Надо обладать высоким строем духа, чтобы впечатления обыденности улавливать в их общем смысле и эстетической силе, чтобы в такой близи от пошлого избежать отравляющего прикосновения к нему и без опасности для самого себя растить на петербургском болоте какие-то черные цветы, бодлеровские цветы зла, извлекать из них поэтическую сладость. Надобно усилие, отвлечение, чтобы при таком удручающем знакомстве с действительностью переноситься в ту область возвышающего обмана, в ту чистую сферу, где обитает «поэзия свободная». Осиленный буднями и мелочностью, Некрасов над житейской мутью, над мерзостями петербургской непогоды, в ее физическом и нравственном смысле, не мог подниматься незапятнанно; ложилась на него густая пыль жизни, тяготели на нем ее осадки, растлевающие осадки жизни, — и погасал, и чадил огонек святой красоты. Окружающее неблагообразие искажало его душу; не бесследно и не безнаказанно проникаешься гадкими впечатлениями, узнаешь мерзкие тайны города, секреты обогащения, и все называешь по имени — не пушкинская «насильственная лоза» у Некрасова, а прямо розга… Он сам был горожанин, петербуржец, сам входил нераздельной частью в городской организм, — и этим объясняется тот отпечаток низменности, который, как мы уже видели, лежит на множестве его произведений, его мнимых стихов. Мелкое оставалось у него мелким, не возрастало от его прикосновения, как это бывает у поэтов-чародеев.

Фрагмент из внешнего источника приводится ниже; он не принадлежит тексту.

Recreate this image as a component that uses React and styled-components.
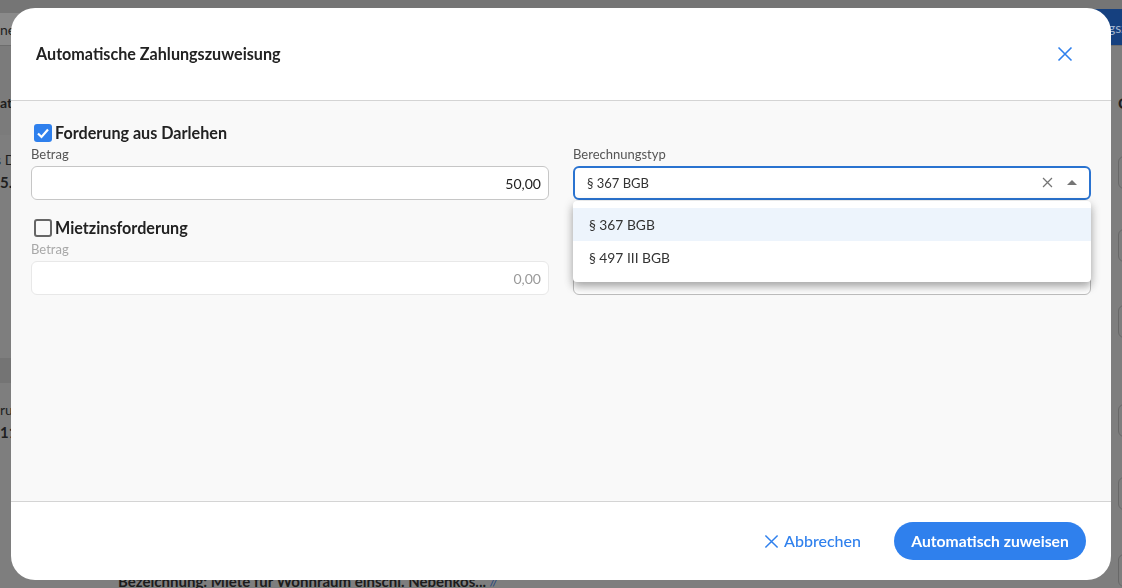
import React from 'react';
import styled, { createGlobalStyle } from 'styled-components';

const GlobalStyle = createGlobalStyle`
  html, body {
    margin: 0;
    padding: 0;
    height: 100%;
    overflow: hidden;
    font-family: 'Lato', 'Liberation Sans', sans-serif;
    color: #1f1f1f;
  }
  * {
    box-sizing: border-box;
  }
`;

/* page behind the dialog, only its edges stay visible */
const Page = styled.div`
  display: grid;
  grid-template-columns: 40px 1fr 40px;
  grid-template-rows: 13px 33px 1fr;
  width: 1122px;
  height: 588px;
  overflow: hidden;
  background: #7e7e7e;
`;

const TopStrip = styled.div`
  grid-column: 1 / -1;
  background: #757575;
`;

const Toolbar = styled.div`
  grid-column: 1 / -1;
  display: flex;
  justify-content: space-between;
  align-items: center;
  background: #8a8a8a;
  border-bottom: 1px solid #6d6d6d;
  font-size: 14px;
`;

const ToolbarTail = styled.span`
  display: block;
  width: 12px;
  overflow: hidden;
  white-space: nowrap;
`;

const BlueAction = styled.div`
  align-self: stretch;
  width: 40px;
  margin-top: -4px;
  padding: 10px 0 0 26px;
  background: #15407f;
  color: #9fb1cc;
  font-size: 14px;
  white-space: nowrap;
  overflow: hidden;
`;

const LeftEdge = styled.div`
  display: flex;
  flex-direction: column;
  overflow: hidden;
`;

const EdgeBlock = styled.div`
  height: ${(p) => p.$h}px;
  background: ${(p) => p.$bg || 'transparent'};
  font-size: 14px;
  font-weight: ${(p) => (p.$bold ? 700 : 400)};
  line-height: 22px;
  padding-top: ${(p) => p.$pt || 0}px;
  white-space: nowrap;
  overflow: hidden;
`;

const EdgeShifted = styled.div`
  margin-left: -5px;
`;

const EdgeBold = styled.div`
  font-size: 15px;
  font-weight: 700;
`;

const CenterEdge = styled.div`
  display: flex;
  align-items: flex-end;
  gap: 4px;
  padding: 0 0 0 78px;
  margin-bottom: -3px;
  overflow: hidden;
`;

const BackText = styled.span`
  font-size: 15px;
  font-weight: 700;
  color: #1c1c1c;
  white-space: nowrap;
  line-height: 20px;
`;

const BackEdit = styled.span`
  font-size: 13px;
  font-style: italic;
  color: #23467f;
  line-height: 20px;
`;

const RightEdge = styled.div`
  display: flex;
  flex-direction: column;
  padding-left: 36px;
  overflow: hidden;
`;

const BackInput = styled.div`
  flex: none;
  width: 30px;
  height: 33px;
  margin-top: ${(p) => p.$mt}px;
  border: 1px solid #686868;
  border-radius: 6px;
`;

const RightBold = styled.div`
  height: 20px;
  margin-top: 47px;
  font-size: 16px;
  font-weight: 700;
  line-height: 20px;
`;

const Backdrop = styled.div`
  position: fixed;
  inset: 0;
  display: flex;
  padding: 8px 11px;
`;

const Dialog = styled.div`
  display: flex;
  flex-direction: column;
  width: 1100px;
  height: 572px;
  border-radius: 24px;
  overflow: hidden;
  background: #fff;
`;

const Header = styled.header`
  display: flex;
  justify-content: space-between;
  align-items: center;
  flex: none;
  height: 93px;
  padding: 0 38px 0 25px;
  border-bottom: 1px solid #d4d4d4;
`;

const Title = styled.h2`
  margin: 0 0 2px;
  font-size: 16.15px;
  font-weight: 700;
  color: #222;
`;

const IconButton = styled.button`
  display: flex;
  padding: 0;
  border: 0;
  background: none;
  color: #2f80ed;
  cursor: pointer;
`;

const Body = styled.div`
  flex: 1;
  padding: 21px 20px 0;
  background: #f9f9f9;
`;

const Section = styled.section`
  display: grid;
  grid-template-columns: 518px 518px;
  column-gap: 24px;
  margin-bottom: 17px;
`;

const CheckRow = styled.label`
  grid-column: 1 / -1;
  display: flex;
  align-items: center;
  gap: 3px;
  height: 22px;
  padding: 0 0 2px 3px;
  font-size: 16.15px;
  font-weight: 700;
  color: #222;
`;

const CheckBox = styled.span`
  display: flex;
  align-items: center;
  justify-content: center;
  width: 18px;
  height: 18px;
  margin-bottom: -2px;
  border-radius: 3px;
  background: ${(p) => (p.$checked ? '#2f80ed' : 'transparent')};
  border: ${(p) => (p.$checked ? '0' : '2px solid #666')};
  color: #fff;
`;

const Field = styled.div`
  position: relative;
`;

const FieldLabel = styled.div`
  height: 22px;
  padding-top: 2px;
  font-size: 13px;
  line-height: 17px;
  color: ${(p) => (p.$disabled ? '#a8a8a8' : '#555')};
`;

const AmountInput = styled.div`
  display: flex;
  align-items: center;
  justify-content: flex-end;
  height: 34px;
  padding: 1px 7px 0 0;
  font-size: 14px;
  color: ${(p) => (p.$disabled ? '#9a9a9a' : '#222')};
  background: #fff;
  border: 1px solid ${(p) => (p.$disabled ? '#e8e8e8' : '#c6c6c6')};
  border-radius: 6px;
`;

const SelectBox = styled.div`
  display: flex;
  align-items: center;
  height: 34px;
  padding: 0 12px ${(p) => (p.$open ? 1 : 4)}px ${(p) => (p.$open ? 12 : 13)}px;
  font-size: 13px;
  color: #333;
  background: #fff;
  border: ${(p) => (p.$open ? '2px solid #2a73d0' : '1px solid #bdbdbd')};
  border-radius: 6px;
`;

const SelectValue = styled.span`
  flex: 1;
`;

const ClearIcon = styled.span`
  display: flex;
  margin-right: 14px;
  color: #757575;
`;

const Caret = styled.span`
  width: 0;
  height: 0;
  border-left: 5px solid transparent;
  border-right: 5px solid transparent;
  border-bottom: 5px solid #757575;
`;

const Menu = styled.ul`
  position: absolute;
  top: 57px;
  left: 0;
  right: 0;
  z-index: 2;
  margin: 0;
  padding: 7px 0 8px;
  list-style: none;
  background: #fff;
  border-radius: 4px;
  box-shadow: 0 5px 8px rgba(0, 0, 0, 0.28), 0 2px 12px rgba(0, 0, 0, 0.12);
`;

const MenuItem = styled.li`
  display: flex;
  align-items: center;
  height: 33px;
  padding-left: 16px;
  font-size: 13.8px;
  color: #333;
  background: ${(p) => (p.$active ? '#edf4fc' : 'transparent')};
`;

const Footer = styled.footer`
  display: flex;
  justify-content: flex-end;
  align-items: center;
  flex: none;
  gap: 33px;
  height: 79px;
  padding: 0 25px 0 0;
  border-top: 1px solid #d4d4d4;
`;

const CancelButton = styled.button`
  display: flex;
  align-items: center;
  gap: 5px;
  padding: 0 0 2px;
  border: 0;
  background: none;
  font-family: inherit;
  font-size: 16px;
  font-weight: 500;
  color: #2f80ed;
  cursor: pointer;

  svg {
    margin-bottom: -2px;
  }
`;

const PrimaryButton = styled.button`
  width: 192px;
  height: 38px;
  border: 0;
  border-radius: 19px;
  background: #2f80ed;
  font-family: inherit;
  font-size: 15.7px;
  font-weight: 700;
  color: #fff;
  cursor: pointer;
`;

const Cross = ({ size, weight = 1.6 }) => (
  <svg width={size} height={size} viewBox="0 0 16 16" fill="none" stroke="currentColor" strokeWidth={weight}>
    <path d="M1.5 1.5 14.5 14.5M14.5 1.5 1.5 14.5" />
  </svg>
);

const Tick = () => (
  <svg width="14" height="14" viewBox="0 0 14 14" fill="none" stroke="currentColor" strokeWidth="2.2">
    <path d="M2 7.5 5.5 11 12 3.5" />
  </svg>
);

const App = () => {
  return (
    <>
      <GlobalStyle />
      <Page>
        <TopStrip />
        <Toolbar>
          <ToolbarTail>ne</ToolbarTail>
          <BlueAction>gsz</BlueAction>
        </Toolbar>
        <LeftEdge>
          <EdgeBlock $h={89} $bg="#7b7b7b" $bold $pt={46}>ato</EdgeBlock>
          <EdgeBlock $h={223} $pt={14}>
            <EdgeShifted>s D</EdgeShifted>
            <EdgeBold>5.</EdgeBold>
          </EdgeBlock>
          <EdgeBlock $h={25} $bg="#747474" />
          <EdgeBlock $h={80} $pt={16}>
            ru
            <EdgeBold>11</EdgeBold>
          </EdgeBlock>
        </LeftEdge>
        <CenterEdge>
          <BackText>Bezeichnung: Miete für Wohnraum einschl. Nebenkos...</BackText>
          <BackEdit>//</BackEdit>
        </CenterEdge>
        <RightEdge>
          <RightBold>C</RightBold>
          <BackInput $mt={43} />
          <BackInput $mt={40} />
          <BackInput $mt={43} />
          <BackInput $mt={66} />
          <BackInput $mt={40} />
          <BackInput $mt={44} />
        </RightEdge>
      </Page>

      <Backdrop>
        <Dialog>
          <Header>
            <Title>Automatische Zahlungszuweisung</Title>
            <IconButton aria-label="Schließen">
              <Cross size={16} />
            </IconButton>
          </Header>

          <Body>
            <Section>
              <CheckRow>
                <CheckBox $checked>
                  <Tick />
                </CheckBox>
                Forderung aus Darlehen
              </CheckRow>
              <Field>
                <FieldLabel>Betrag</FieldLabel>
                <AmountInput>50,00</AmountInput>
              </Field>
              <Field>
                <FieldLabel>Berechnungstyp</FieldLabel>
                <SelectBox $open>
                  <SelectValue>§ 367 BGB</SelectValue>
                  <ClearIcon>
                    <Cross size={11} weight={1.8} />
                  </ClearIcon>
                  <Caret />
                </SelectBox>
                <Menu>
                  <MenuItem $active>§ 367 BGB</MenuItem>
                  <MenuItem>§ 497 III BGB</MenuItem>
                </Menu>
              </Field>
            </Section>

            <Section>
              <CheckRow>
                <CheckBox />
                Mietzinsforderung
              </CheckRow>
              <Field>
                <FieldLabel $disabled>Betrag</FieldLabel>
                <AmountInput $disabled>0,00</AmountInput>
              </Field>
              <Field>
                <FieldLabel $disabled>Berechnungstyp</FieldLabel>
                <SelectBox>
                  <SelectValue>§ 367 BGB</SelectValue>
                </SelectBox>
              </Field>
            </Section>
          </Body>

          <Footer>
            <CancelButton>
              <Cross size={15} />
              Abbrechen
            </CancelButton>
            <PrimaryButton>Automatisch zuweisen</PrimaryButton>
          </Footer>
        </Dialog>
      </Backdrop>
    </>
  );
};

export default App;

В комической, правда, форме, но все-таки он сравнивает снопы, ныряющие в зелени, с зеленым столом, на коем груды золота мелькают, — это для него характерно. «Захлеснут был я невскою волною», — говорит он о себе, и муза мести и печали, чистая страдалица жизни, должна была вступать в борьбу с этой волной, с невской богиней, с наядой Петербурга. Когда верх брала муза и напряженный строй души не ослабевал, тогда Некрасов показывал, как много было в нем истинной поэзии. Когда же любовь к народу и любовь к свободе не проявлялись у него задушевно, искренне, а механически занимали свое место в какой-нибудь преднамеренной и сочиненной строфе — это было дело петербургской наяды. Она заменяла внутренний порыв шаблоном, омертвелостью тенденции, и Некрасов повторял самого себя, делал новую, поневоле бездушную копию с прежнего одушевленного подлинника. Именно тогда становился он слаб и как художник, тогда он расточал прозаизмы или свои несуразные гиперболы. И читатель оставался холоден и странно смотрел на него или, отзываясь на дурные слухи, посылал ему, как тот анонимный корреспондент, недоумевающее стихотворение «Не может быть». Но все может быть в человеческой душе, и Некрасов, разрываемый в междоусобице идеализма и низменности, являет этому одно из самых убедительных и горьких доказательств…
Зато как близко подходит он к сердцу, особенно к молодому, хорошему сердцу, когда, освобожденный от городского сора в от самого себя как горожанина, он обнаруживает под глубокими песками прозы золотые крупинки красоты, душевности и своеобразного несомненного таланта!